DESCRIPTION OF THE TASK | Below is a listing to transcribe in full and exactly; keep the pictures out.

::::::

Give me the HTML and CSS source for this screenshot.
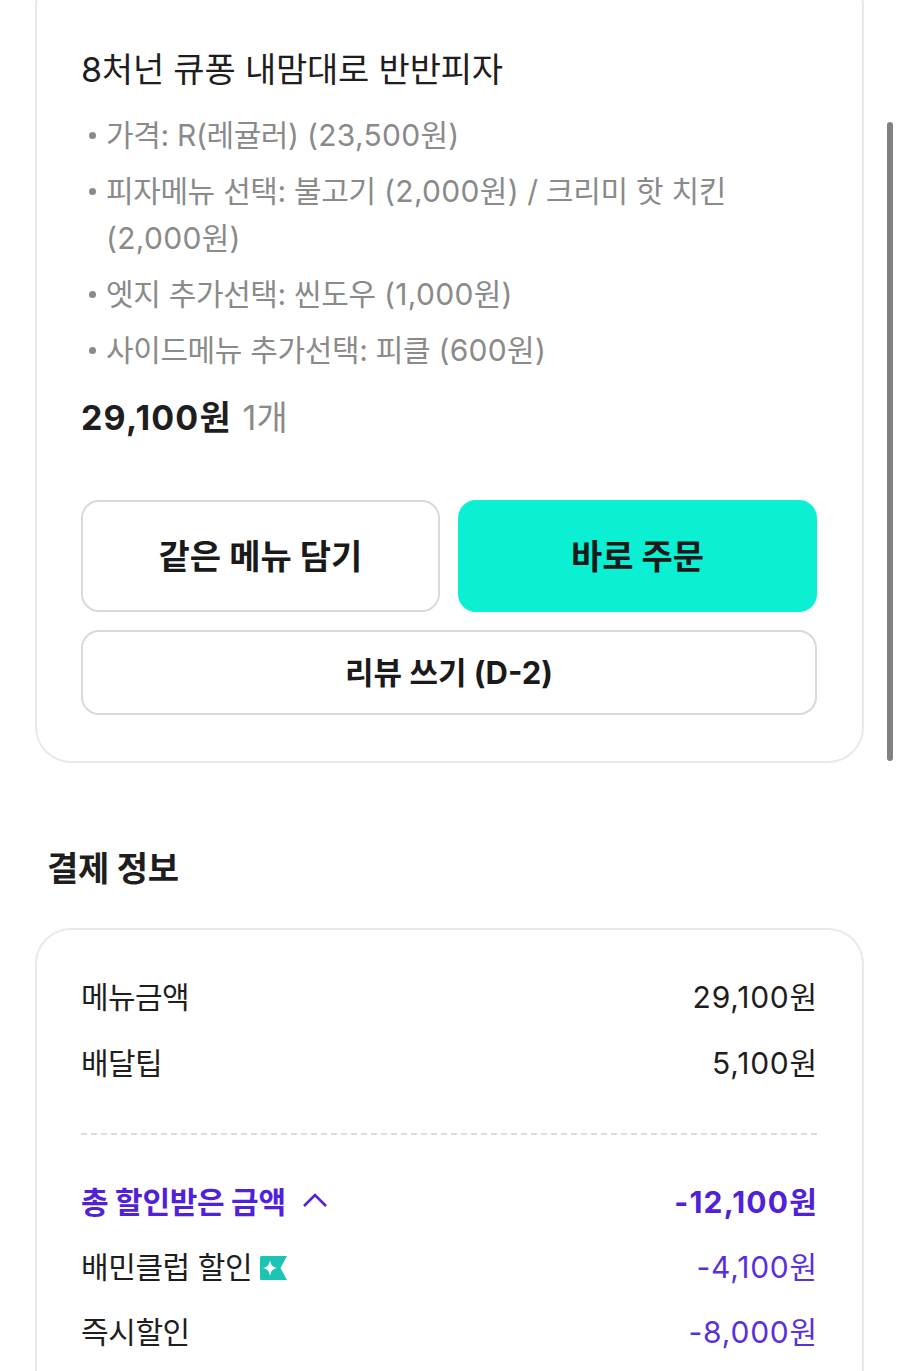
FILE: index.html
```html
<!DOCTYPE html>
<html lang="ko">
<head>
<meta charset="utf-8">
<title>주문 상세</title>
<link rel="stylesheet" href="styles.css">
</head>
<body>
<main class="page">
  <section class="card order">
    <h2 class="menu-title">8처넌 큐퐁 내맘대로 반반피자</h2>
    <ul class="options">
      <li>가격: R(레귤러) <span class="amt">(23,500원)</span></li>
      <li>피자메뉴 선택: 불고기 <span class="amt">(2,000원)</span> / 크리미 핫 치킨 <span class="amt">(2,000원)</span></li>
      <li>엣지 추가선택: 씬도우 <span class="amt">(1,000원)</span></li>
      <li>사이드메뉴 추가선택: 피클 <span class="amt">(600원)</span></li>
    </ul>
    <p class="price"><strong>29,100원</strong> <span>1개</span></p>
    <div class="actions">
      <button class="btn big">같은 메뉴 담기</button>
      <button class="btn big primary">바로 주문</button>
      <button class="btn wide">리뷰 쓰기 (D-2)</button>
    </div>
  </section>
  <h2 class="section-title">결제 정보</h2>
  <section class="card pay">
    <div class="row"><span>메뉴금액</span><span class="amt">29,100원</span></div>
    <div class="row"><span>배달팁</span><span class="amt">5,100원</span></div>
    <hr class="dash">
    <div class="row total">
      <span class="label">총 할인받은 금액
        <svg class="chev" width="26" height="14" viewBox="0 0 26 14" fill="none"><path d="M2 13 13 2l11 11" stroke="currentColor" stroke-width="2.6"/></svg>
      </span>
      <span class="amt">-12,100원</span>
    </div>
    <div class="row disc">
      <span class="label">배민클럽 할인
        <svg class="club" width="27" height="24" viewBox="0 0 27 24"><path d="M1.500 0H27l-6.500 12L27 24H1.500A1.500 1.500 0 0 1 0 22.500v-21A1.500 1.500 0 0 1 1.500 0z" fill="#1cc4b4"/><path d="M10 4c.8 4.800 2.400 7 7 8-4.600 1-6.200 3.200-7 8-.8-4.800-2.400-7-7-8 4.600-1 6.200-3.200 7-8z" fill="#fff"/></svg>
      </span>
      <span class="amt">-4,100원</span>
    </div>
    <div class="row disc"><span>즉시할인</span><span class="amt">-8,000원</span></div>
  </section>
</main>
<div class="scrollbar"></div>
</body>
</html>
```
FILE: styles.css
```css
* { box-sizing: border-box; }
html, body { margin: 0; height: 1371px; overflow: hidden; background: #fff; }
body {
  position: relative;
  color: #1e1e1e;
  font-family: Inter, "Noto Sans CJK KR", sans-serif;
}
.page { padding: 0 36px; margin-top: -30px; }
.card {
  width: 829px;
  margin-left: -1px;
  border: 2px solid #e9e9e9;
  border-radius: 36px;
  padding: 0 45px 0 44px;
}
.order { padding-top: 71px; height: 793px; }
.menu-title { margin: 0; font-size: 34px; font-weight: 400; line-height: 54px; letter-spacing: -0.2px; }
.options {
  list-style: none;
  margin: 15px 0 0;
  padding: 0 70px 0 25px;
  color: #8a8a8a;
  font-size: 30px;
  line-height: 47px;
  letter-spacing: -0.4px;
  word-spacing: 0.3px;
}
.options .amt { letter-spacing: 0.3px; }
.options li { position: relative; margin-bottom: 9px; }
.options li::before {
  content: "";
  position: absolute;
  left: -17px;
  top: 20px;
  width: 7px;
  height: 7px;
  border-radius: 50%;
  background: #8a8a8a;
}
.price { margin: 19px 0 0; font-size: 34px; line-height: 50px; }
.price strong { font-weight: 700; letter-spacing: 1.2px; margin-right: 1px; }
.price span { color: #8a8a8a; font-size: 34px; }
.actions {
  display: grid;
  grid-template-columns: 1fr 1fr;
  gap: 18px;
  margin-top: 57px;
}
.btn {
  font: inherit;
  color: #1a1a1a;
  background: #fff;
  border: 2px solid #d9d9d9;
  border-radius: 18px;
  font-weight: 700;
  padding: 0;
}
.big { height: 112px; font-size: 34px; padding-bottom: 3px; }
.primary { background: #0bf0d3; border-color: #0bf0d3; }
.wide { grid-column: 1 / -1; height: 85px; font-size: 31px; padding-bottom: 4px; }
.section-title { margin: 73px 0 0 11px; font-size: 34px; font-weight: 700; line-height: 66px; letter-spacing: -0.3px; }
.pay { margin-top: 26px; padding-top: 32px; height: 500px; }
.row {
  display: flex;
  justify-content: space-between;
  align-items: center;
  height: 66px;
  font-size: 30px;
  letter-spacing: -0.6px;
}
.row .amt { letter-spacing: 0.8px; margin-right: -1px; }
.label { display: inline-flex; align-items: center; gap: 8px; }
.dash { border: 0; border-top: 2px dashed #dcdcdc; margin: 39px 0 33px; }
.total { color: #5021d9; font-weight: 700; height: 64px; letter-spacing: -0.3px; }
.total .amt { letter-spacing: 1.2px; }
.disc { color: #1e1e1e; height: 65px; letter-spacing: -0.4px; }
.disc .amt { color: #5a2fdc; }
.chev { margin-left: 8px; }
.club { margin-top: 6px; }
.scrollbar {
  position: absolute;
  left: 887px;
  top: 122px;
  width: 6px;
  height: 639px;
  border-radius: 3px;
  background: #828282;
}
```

::::::

EXERCISE SOLUTION |
Give me the HTML and CSS source for this screenshot.
FILE: index.html
```html
<!DOCTYPE html>
<html lang="ko">
<head>
<meta charset="utf-8">
<title>주문 상세</title>
<link rel="stylesheet" href="styles.css">
</head>
<body>
<main class="page">
  <section class="card order">
    <h2 class="menu-title">8처넌 큐퐁 내맘대로 반반피자</h2>
    <ul class="options">
      <li>가격: R(레귤러) <span class="amt">(23,500원)</span></li>
      <li>피자메뉴 선택: 불고기 <span class="amt">(2,000원)</span> / 크리미 핫 치킨 <span class="amt">(2,000원)</span></li>
      <li>엣지 추가선택: 씬도우 <span class="amt">(1,000원)</span></li>
      <li>사이드메뉴 추가선택: 피클 <span class="amt">(600원)</span></li>
    </ul>
    <p class="price"><strong>29,100원</strong> <span>1개</span></p>
    <div class="actions">
      <button class="btn big">같은 메뉴 담기</button>
      <button class="btn big primary">바로 주문</button>
      <button class="btn wide">리뷰 쓰기 (D-2)</button>
    </div>
  </section>
  <h2 class="section-title">결제 정보</h2>
  <section class="card pay">
    <div class="row"><span>메뉴금액</span><span class="amt">29,100원</span></div>
    <div class="row"><span>배달팁</span><span class="amt">5,100원</span></div>
    <hr class="dash">
    <div class="row total">
      <span class="label">총 할인받은 금액
        <svg class="chev" width="26" height="14" viewBox="0 0 26 14" fill="none"><path d="M2 13 13 2l11 11" stroke="currentColor" stroke-width="2.6"/></svg>
      </span>
      <span class="amt">-12,100원</span>
    </div>
    <div class="row disc">
      <span class="label">배민클럽 할인
        <svg class="club" width="27" height="24" viewBox="0 0 27 24"><path d="M1.500 0H27l-6.500 12L27 24H1.500A1.500 1.500 0 0 1 0 22.500v-21A1.500 1.500 0 0 1 1.500 0z" fill="#1cc4b4"/><path d="M10 4c.8 4.800 2.400 7 7 8-4.600 1-6.200 3.200-7 8-.8-4.800-2.400-7-7-8 4.600-1 6.200-3.200 7-8z" fill="#fff"/></svg>
      </span>
      <span class="amt">-4,100원</span>
    </div>
    <div class="row disc"><span>즉시할인</span><span class="amt">-8,000원</span></div>
  </section>
</main>
<div class="scrollbar"></div>
</body>
</html>
```
FILE: styles.css
```css
* { box-sizing: border-box; }
html, body { margin: 0; height: 1371px; overflow: hidden; background: #fff; }
body {
  position: relative;
  color: #1e1e1e;
  font-family: Inter, "Noto Sans CJK KR", sans-serif;
}
.page { padding: 0 36px; margin-top: -30px; }
.card {
  width: 829px;
  margin-left: -1px;
  border: 2px solid #e9e9e9;
  border-radius: 36px;
  padding: 0 45px 0 44px;
}
.order { padding-top: 71px; height: 793px; }
.menu-title { margin: 0; font-size: 34px; font-weight: 400; line-height: 54px; letter-spacing: -0.2px; }
.options {
  list-style: none;
  margin: 15px 0 0;
  padding: 0 70px 0 25px;
  color: #8a8a8a;
  font-size: 30px;
  line-height: 47px;
  letter-spacing: -0.4px;
  word-spacing: 0.3px;
}
.options .amt { letter-spacing: 0.3px; }
.options li { position: relative; margin-bottom: 9px; }
.options li::before {
  content: "";
  position: absolute;
  left: -17px;
  top: 20px;
  width: 7px;
  height: 7px;
  border-radius: 50%;
  background: #8a8a8a;
}
.price { margin: 19px 0 0; font-size: 34px; line-height: 50px; }
.price strong { font-weight: 700; letter-spacing: 1.2px; margin-right: 1px; }
.price span { color: #8a8a8a; font-size: 34px; }
.actions {
  display: grid;
  grid-template-columns: 1fr 1fr;
  gap: 18px;
  margin-top: 57px;
}
.btn {
  font: inherit;
  color: #1a1a1a;
  background: #fff;
  border: 2px solid #d9d9d9;
  border-radius: 18px;
  font-weight: 700;
  padding: 0;
}
.big { height: 112px; font-size: 34px; padding-bottom: 3px; }
.primary { background: #0bf0d3; border-color: #0bf0d3; }
.wide { grid-column: 1 / -1; height: 85px; font-size: 31px; padding-bottom: 4px; }
.section-title { margin: 73px 0 0 11px; font-size: 34px; font-weight: 700; line-height: 66px; letter-spacing: -0.3px; }
.pay { margin-top: 26px; padding-top: 32px; height: 500px; }
.row {
  display: flex;
  justify-content: space-between;
  align-items: center;
  height: 66px;
  font-size: 30px;
  letter-spacing: -0.6px;
}
.row .amt { letter-spacing: 0.8px; margin-right: -1px; }
.label { display: inline-flex; align-items: center; gap: 8px; }
.dash { border: 0; border-top: 2px dashed #dcdcdc; margin: 39px 0 33px; }
.total { color: #5021d9; font-weight: 700; height: 64px; letter-spacing: -0.3px; }
.total .amt { letter-spacing: 1.2px; }
.disc { color: #1e1e1e; height: 65px; letter-spacing: -0.4px; }
.disc .amt { color: #5a2fdc; }
.chev { margin-left: 8px; }
.club { margin-top: 6px; }
.scrollbar {
  position: absolute;
  left: 887px;
  top: 122px;
  width: 6px;
  height: 639px;
  border-radius: 3px;
  background: #828282;
}
```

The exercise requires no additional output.